(EXERCISE REQUIREMENTS):
In the records that follow, locate every line with "React" and extract it.

EXTRACTED ENTRIES start

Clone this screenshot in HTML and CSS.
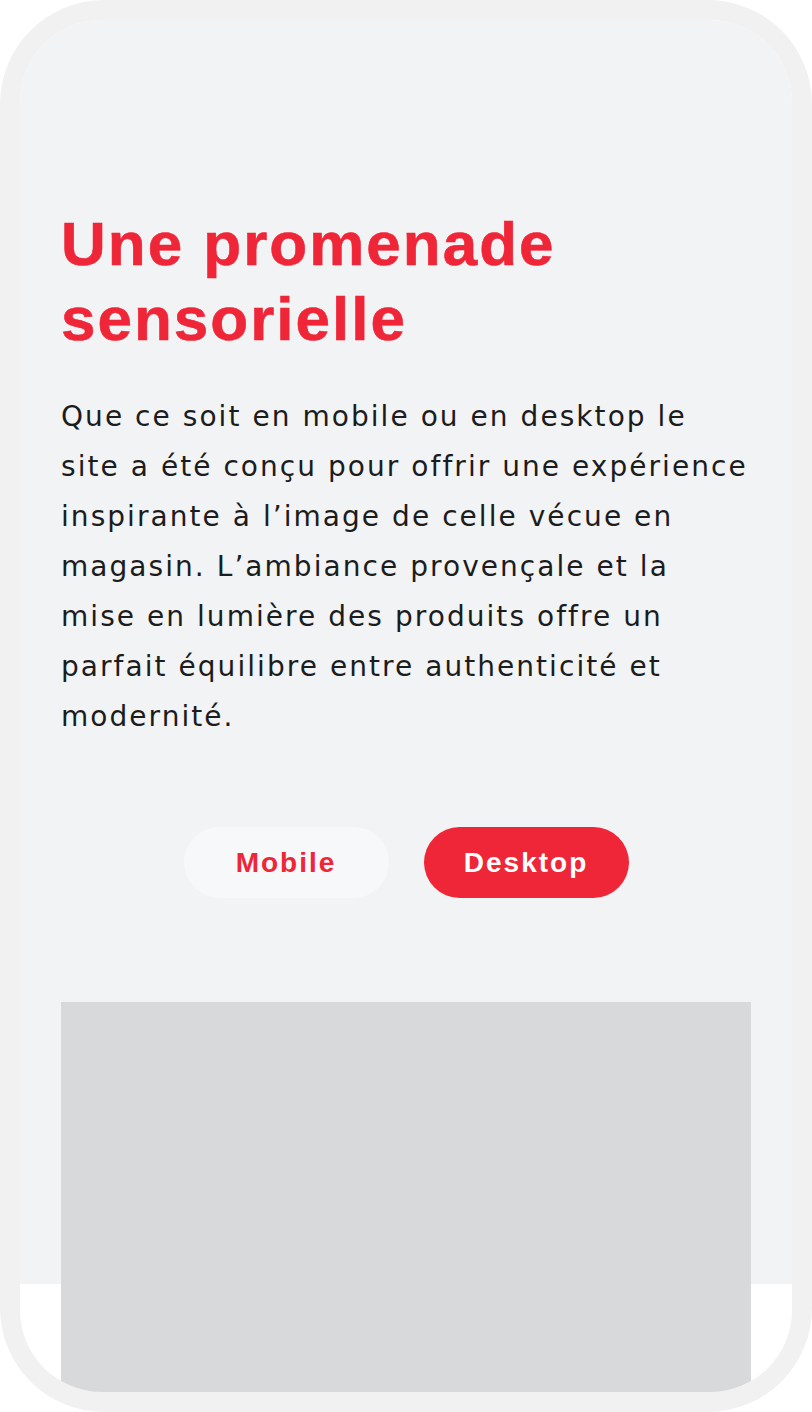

EXTRACTED ENTRIES end
EXTRACTED ENTRIES start

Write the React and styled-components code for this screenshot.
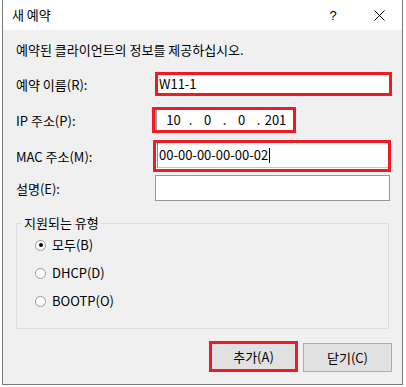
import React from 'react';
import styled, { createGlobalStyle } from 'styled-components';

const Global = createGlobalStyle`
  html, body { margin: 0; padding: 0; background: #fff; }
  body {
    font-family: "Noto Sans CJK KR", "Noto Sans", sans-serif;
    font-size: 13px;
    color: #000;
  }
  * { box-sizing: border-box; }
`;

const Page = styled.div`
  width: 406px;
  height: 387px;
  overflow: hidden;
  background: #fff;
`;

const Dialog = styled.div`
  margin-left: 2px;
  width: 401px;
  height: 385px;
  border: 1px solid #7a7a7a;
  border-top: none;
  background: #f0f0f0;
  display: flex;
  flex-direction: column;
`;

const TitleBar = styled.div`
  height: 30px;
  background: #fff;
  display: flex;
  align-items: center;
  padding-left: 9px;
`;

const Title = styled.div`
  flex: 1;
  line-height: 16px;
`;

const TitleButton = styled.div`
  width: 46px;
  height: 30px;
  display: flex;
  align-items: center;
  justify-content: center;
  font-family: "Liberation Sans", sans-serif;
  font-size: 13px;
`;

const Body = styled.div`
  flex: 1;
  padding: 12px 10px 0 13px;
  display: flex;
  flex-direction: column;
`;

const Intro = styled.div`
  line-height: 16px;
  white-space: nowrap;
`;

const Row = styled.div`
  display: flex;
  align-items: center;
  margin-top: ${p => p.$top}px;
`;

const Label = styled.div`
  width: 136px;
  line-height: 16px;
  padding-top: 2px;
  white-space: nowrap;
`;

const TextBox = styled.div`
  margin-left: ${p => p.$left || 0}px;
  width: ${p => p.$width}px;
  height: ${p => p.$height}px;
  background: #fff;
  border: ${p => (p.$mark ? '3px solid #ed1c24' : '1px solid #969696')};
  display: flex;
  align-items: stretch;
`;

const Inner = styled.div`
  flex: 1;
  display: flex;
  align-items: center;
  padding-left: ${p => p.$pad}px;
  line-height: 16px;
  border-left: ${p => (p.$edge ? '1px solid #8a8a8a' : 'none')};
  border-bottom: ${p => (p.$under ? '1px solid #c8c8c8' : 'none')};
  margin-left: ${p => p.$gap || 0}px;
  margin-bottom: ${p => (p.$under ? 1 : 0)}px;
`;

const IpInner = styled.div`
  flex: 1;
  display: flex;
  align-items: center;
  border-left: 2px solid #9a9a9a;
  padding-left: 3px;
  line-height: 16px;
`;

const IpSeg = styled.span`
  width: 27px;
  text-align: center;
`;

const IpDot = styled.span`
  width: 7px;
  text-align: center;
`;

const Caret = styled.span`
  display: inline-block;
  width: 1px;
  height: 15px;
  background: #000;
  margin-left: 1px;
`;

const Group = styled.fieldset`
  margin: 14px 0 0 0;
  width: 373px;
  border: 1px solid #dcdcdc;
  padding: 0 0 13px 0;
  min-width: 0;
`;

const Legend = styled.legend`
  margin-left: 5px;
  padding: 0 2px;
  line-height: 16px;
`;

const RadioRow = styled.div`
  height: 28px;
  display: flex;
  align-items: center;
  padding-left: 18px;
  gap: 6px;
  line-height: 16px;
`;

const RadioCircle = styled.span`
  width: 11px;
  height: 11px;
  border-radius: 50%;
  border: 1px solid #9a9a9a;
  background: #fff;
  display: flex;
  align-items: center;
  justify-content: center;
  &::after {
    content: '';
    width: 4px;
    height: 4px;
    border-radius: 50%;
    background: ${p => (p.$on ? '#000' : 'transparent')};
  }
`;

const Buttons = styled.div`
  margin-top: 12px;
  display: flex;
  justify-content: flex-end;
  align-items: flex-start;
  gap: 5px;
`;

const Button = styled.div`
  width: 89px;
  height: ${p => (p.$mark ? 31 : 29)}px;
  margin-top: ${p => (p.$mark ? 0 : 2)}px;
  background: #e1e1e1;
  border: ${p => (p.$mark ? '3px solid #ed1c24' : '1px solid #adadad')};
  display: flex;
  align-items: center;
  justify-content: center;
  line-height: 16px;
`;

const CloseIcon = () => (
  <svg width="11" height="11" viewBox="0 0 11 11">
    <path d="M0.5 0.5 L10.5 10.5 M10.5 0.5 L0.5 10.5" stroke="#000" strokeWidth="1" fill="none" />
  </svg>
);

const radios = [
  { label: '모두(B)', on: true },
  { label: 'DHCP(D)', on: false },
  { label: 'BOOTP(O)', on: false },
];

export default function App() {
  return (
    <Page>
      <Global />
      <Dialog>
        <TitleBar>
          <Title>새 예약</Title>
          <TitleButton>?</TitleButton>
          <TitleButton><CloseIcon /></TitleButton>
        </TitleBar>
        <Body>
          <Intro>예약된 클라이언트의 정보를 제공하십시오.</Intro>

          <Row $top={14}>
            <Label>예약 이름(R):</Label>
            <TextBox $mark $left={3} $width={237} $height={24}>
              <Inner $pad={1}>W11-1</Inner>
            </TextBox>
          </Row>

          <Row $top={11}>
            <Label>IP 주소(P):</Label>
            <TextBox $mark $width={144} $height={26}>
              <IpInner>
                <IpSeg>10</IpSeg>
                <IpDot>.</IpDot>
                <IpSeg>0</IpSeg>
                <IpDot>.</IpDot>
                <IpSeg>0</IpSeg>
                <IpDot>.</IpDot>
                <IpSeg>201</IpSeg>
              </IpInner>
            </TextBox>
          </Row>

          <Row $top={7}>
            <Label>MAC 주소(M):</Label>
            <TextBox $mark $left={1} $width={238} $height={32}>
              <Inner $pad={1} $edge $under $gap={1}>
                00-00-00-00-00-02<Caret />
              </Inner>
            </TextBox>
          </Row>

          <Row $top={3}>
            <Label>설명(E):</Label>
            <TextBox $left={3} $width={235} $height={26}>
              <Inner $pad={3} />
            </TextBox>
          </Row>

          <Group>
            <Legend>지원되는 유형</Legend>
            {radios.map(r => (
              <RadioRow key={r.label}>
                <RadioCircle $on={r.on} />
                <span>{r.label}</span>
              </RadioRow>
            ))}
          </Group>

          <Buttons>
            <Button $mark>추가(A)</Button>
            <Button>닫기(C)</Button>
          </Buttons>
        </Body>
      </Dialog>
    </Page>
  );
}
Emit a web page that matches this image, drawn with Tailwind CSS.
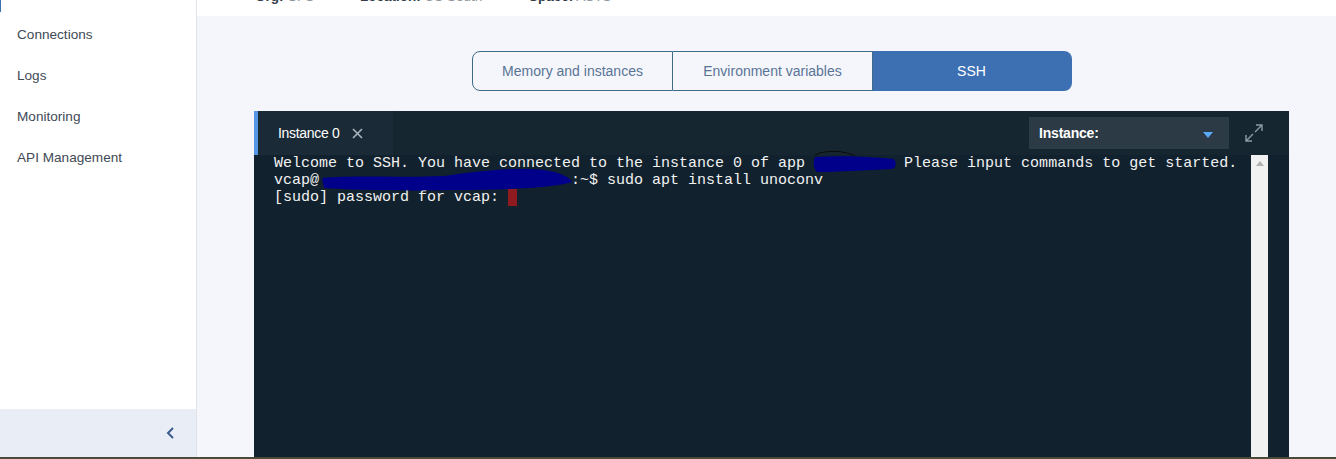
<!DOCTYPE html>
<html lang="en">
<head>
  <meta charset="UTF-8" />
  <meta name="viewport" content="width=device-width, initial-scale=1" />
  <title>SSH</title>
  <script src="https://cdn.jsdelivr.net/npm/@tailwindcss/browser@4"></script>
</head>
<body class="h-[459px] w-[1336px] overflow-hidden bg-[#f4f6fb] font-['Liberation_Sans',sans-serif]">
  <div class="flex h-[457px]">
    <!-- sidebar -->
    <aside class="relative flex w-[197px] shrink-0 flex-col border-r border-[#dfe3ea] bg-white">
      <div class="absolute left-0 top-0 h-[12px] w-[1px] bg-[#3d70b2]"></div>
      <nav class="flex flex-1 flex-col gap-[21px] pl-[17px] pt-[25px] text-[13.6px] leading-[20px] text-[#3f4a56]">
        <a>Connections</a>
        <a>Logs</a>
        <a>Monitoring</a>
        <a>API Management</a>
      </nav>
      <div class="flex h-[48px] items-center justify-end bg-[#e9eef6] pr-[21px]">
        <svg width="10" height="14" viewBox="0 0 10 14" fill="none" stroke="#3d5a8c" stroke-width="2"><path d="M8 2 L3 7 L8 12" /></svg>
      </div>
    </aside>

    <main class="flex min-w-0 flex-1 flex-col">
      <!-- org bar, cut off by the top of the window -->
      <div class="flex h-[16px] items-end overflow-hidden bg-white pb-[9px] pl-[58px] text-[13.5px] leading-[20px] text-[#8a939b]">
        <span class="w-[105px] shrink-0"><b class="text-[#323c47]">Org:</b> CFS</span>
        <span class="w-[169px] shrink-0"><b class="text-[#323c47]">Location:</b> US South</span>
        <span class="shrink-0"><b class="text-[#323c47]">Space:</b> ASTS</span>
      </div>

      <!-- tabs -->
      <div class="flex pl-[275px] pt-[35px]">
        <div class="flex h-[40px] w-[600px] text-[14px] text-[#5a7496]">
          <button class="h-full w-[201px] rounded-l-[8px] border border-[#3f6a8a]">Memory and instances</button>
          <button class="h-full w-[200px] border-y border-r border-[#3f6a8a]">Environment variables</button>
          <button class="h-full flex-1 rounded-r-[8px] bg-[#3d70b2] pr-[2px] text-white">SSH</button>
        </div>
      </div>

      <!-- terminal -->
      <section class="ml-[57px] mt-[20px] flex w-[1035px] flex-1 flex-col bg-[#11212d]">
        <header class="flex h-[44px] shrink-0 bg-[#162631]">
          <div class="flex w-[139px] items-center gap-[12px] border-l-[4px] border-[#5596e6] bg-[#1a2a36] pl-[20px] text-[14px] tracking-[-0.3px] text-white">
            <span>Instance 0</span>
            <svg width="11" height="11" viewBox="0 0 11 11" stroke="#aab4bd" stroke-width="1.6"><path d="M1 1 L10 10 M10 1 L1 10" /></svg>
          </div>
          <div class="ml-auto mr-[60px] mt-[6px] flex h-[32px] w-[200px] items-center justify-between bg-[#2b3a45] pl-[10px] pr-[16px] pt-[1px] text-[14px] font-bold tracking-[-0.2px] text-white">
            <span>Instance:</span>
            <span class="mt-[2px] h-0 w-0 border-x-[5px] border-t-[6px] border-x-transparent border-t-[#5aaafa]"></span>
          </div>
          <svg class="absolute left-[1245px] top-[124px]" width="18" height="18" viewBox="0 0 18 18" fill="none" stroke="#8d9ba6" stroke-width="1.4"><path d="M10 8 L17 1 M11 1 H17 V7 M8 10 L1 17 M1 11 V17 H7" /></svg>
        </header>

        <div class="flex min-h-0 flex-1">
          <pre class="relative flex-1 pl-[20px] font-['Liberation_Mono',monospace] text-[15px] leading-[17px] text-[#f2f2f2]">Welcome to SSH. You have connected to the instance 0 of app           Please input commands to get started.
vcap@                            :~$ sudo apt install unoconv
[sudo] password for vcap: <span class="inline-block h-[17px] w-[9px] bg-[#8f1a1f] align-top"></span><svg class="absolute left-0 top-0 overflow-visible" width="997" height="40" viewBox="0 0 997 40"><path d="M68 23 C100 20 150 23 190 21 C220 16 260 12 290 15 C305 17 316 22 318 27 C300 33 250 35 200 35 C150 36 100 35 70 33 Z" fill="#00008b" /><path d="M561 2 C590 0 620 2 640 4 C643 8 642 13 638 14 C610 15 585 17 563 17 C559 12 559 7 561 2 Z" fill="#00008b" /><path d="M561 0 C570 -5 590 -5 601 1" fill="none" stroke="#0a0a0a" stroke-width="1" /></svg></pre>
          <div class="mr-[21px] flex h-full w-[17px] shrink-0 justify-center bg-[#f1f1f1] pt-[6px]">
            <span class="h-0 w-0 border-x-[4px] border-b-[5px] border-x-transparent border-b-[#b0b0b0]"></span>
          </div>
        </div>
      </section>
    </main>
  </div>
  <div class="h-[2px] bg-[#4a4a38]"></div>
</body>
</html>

EXTRACTED ENTRIES end

(SOLUTION TO THIS PROBLEM):
Write the React and styled-components code for this screenshot.
import React from 'react';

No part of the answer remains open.